The impact of incarceration is profoundly consequential, regardless of the crime committed or the sentence served. A vicious combination of disconnection from family, loss of autonomy, lack of purpose, unpredictability, overcrowding, stays in solitary confinement, and trauma from witnessing violence or abuse creates long-lasting effects on mental and spiritual well-being.
Mass incarceration has had such a profound effect on public health that it has led to an identifiable and statistically significant decline in the life expectancy of the country as a whole.
Incarceration destroys people physically, mentally, and spiritually, and that damage perpetuates cycles of poverty, illness, and violence that reverberate through our families and communities. And yet, there is little moral outrage or legal consequence for this human devastation.
Three Key Reasons for This Crisis
Invisibility
Prisons are black boxes, often hidden in remote, rural areas. The people with vested interests in maintaining and growing carceral institutions have complete control of the narrative about them. The information flowing in and out of prisons is almost entirely controlled by prison staff. All correspondence is monitored, and it is very difficult (if not impossible) to tour a prison. Very few records of prison condition violations exist. The result is that the reality of the suffering behind prison walls is greatly obscured.
Impunity
The policies and laws that do exist to protect prisoners' rights are loosely and erratically enforced. Prison administrators and staff have almost total impunity over the maintenance of their facilities, and state and federal departments of corrections, whose interests mostly align with prison staff, internally manage most oversight and accountability mechanisms. Especially since the passage of the Prison Litigation Reform Act in 1996, the pathways for meaningful legal accountability for prisoners' rights violations have almost entirely closed.
Dehumanization
There is a widespread belief that justice, accountability, and safety is achieved through torturous conditions.

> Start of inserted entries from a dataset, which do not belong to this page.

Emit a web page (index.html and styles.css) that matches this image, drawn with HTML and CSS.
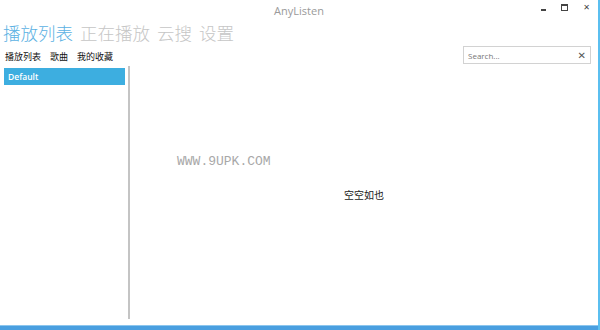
FILE: index.html
```html
<!DOCTYPE html>
<html lang="zh">
<head>
    <meta charset="UTF-8">
    <title>AnyListen</title>
    <link rel="stylesheet" href="styles.css">
</head>
<body>

<div class="window">
    <div class="titlebar">
        <span class="appTitle">AnyListen</span>
        <div class="controls">
            <span class="ctlMin"></span>
            <span class="ctlMax"></span>
            <span class="ctlClose">&#x2715;</span>
        </div>
    </div>

    <div class="tabs">
        <span class="tab active">播放列表</span>
        <span class="tab">正在播放</span>
        <span class="tab">云搜</span>
        <span class="tab">设置</span>
    </div>

    <div class="toolbar">
        <div class="subTabs">
            <span>播放列表</span>
            <span>歌曲</span>
            <span>我的收藏</span>
        </div>
        <div class="searchBox">
            <span class="searchText">Search...</span>
            <span class="searchClear">&#x2715;</span>
        </div>
    </div>

    <div class="main">
        <div class="sidebar">
            <div class="listItem selected">Default</div>
        </div>
        <div class="divider"></div>
        <div class="content">
            <p class="empty">空空如也</p>
            <span class="watermark">WWW.9UPK.COM</span>
        </div>
    </div>

    <div class="bottomBar"></div>
</div>

</body>
</html>
```
FILE: styles.css
```css
body {
    margin: 0;
    background-color: #ffffff;
    font-family: "Open Sans", "Noto Sans CJK SC", sans-serif;
}
.window {
    height: 330px;
    display: flex;
    flex-direction: column;
    border-right: 2px solid #5bbff0;
    box-sizing: border-box;
}
.titlebar {
    height: 20px;
    display: flex;
    align-items: center;
    justify-content: center;
    position: relative;
}
.appTitle {
    font-size: 11px;
    color: #9a9a9a;
}
.controls {
    position: absolute;
    right: 8px;
    top: 0;
    height: 14px;
    display: flex;
    align-items: center;
    gap: 15px;
}
.ctlMin {
    width: 5px;
    height: 2px;
    background: #444;
    margin-top: 6px;
}
.ctlMax {
    width: 5px;
    height: 4px;
    border: 1px solid #444;
    border-top-width: 2px;
}
.ctlClose {
    font-size: 8px;
    color: #444;
    font-family: "DejaVu Sans", sans-serif;
}
.tabs {
    height: 26px;
    display: flex;
    align-items: center;
    gap: 7px;
    padding-left: 3px;
}
.tab {
    font-family: "Noto Sans CJK SC", sans-serif;
    font-size: 17.5px;
    font-weight: 300;
    color: #c6c6c6;
    line-height: 24px;
}
.tab.active {
    color: #5bb1e3;
}
.toolbar {
    height: 20px;
    display: flex;
    align-items: center;
    justify-content: space-between;
    padding: 0 7px 0 5px;
}
.subTabs {
    display: flex;
    gap: 9px;
    font-family: "Noto Sans CJK SC", sans-serif;
    font-size: 9px;
    color: #111;
    margin-top: 1px;
}
.searchBox {
    width: 118px;
    height: 16px;
    border: 1px solid #d2d2d2;
    display: flex;
    align-items: center;
    justify-content: space-between;
    padding: 0 4px 0 4px;
    margin-top: -2px;
}
.searchText {
    font-size: 8px;
    color: #777;
}
.searchClear {
    font-size: 10px;
    color: #555;
    font-family: "DejaVu Sans", sans-serif;
}
.main {
    flex: 1;
    display: flex;
    padding-bottom: 6px;
}
.sidebar {
    width: 121px;
    padding: 2px 0 0 4px;
}
.listItem {
    height: 17px;
    line-height: 17px;
    padding-left: 4px;
    font-size: 8.5px;
    font-weight: 600;
}
.listItem.selected {
    background-color: #3daee0;
    color: #ffffff;
}
.divider {
    width: 2px;
    background-color: #c4c4c4;
    margin-left: 3px;
}
.content {
    flex: 1;
    display: flex;
    align-items: center;
    justify-content: center;
    position: relative;
}
.empty {
    margin: 0;
    font-family: "Noto Sans CJK SC", sans-serif;
    font-size: 10px;
    color: #222;
    margin-top: 3px;
}
.watermark {
    position: absolute;
    left: 47px;
    top: 88px;
    font-family: "Liberation Mono", monospace;
    font-size: 13px;
    color: #a8a8a8;
}
.bottomBar {
    height: 4px;
    background-color: #4a9fe0;
    border-top: 1px solid #8cc6ee;
}
```
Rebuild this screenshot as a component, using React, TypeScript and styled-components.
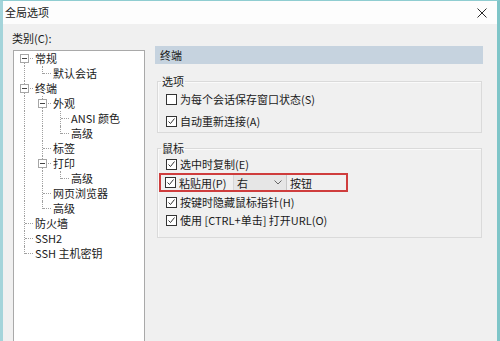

The American public has normalized the dehumanization of criminalized people and chosen to believe that prisons help more than they harm, despite strong evidence to the contrary. When criminalization intersects with other marginalized identities, as it so often does, like being poor, Black, foreign-born, disabled, addicted, or queer, this mindset deepens fissures in our social and political fabric that have profound consequences for us all.
It does not have to be this way.
Our communities will never be truly healthy or safe if that "safety" is predicated on the dehumanization of millions of people. It is up to us to protect our people and to demand a system of justice that is decent, fair, and healthy for us all.